Nevertheless, I think this is a sensible definition of "profitable" to
use, for the following reason: Tarsnap pretty much runs itself. The
most time consuming thing I do each day to keep tarsnap running is read
daily accounting reports to see if there are any accounts which have had
negative balances for too long and need to be deleted (for obvious
reasons, this is something I'm very wary about automating): While I
still spend most of each day working on tarsnap, I'm working on making
tarsnap better, not simply on keeping it running.
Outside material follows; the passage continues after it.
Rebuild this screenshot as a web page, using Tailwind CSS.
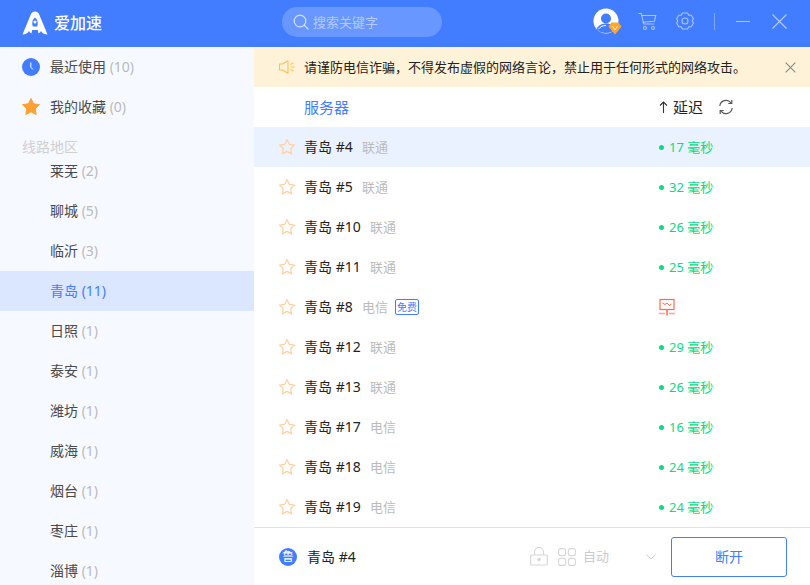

If for
some reason I decided to stop working on tarsnap and find other
employment -- and at the moment it would take a lot to convince me to do
that, since I really enjoy what I'm doing -- it would mean that tarsnap
would stop getting better; but as long as tarsnap is profitable and
essentially self-running, there's no reason why I would ever shut it
down.
Do I hope that tarsnap will become more profitable? Of course -- my
hope is that someday tarsnap's profits will make up for the two years I
spent writing code without income. But things are moving in the right
direction now; all that remains is for tarsnap to grow, and so far --
at least based on everybody I've talked to -- the existing tarsnap users
are enthusiastic enough to convince many times their number to try
tarsnap.
Time to go back to working towards passphrased key files... expect some
interesting cryptographic news here later this month.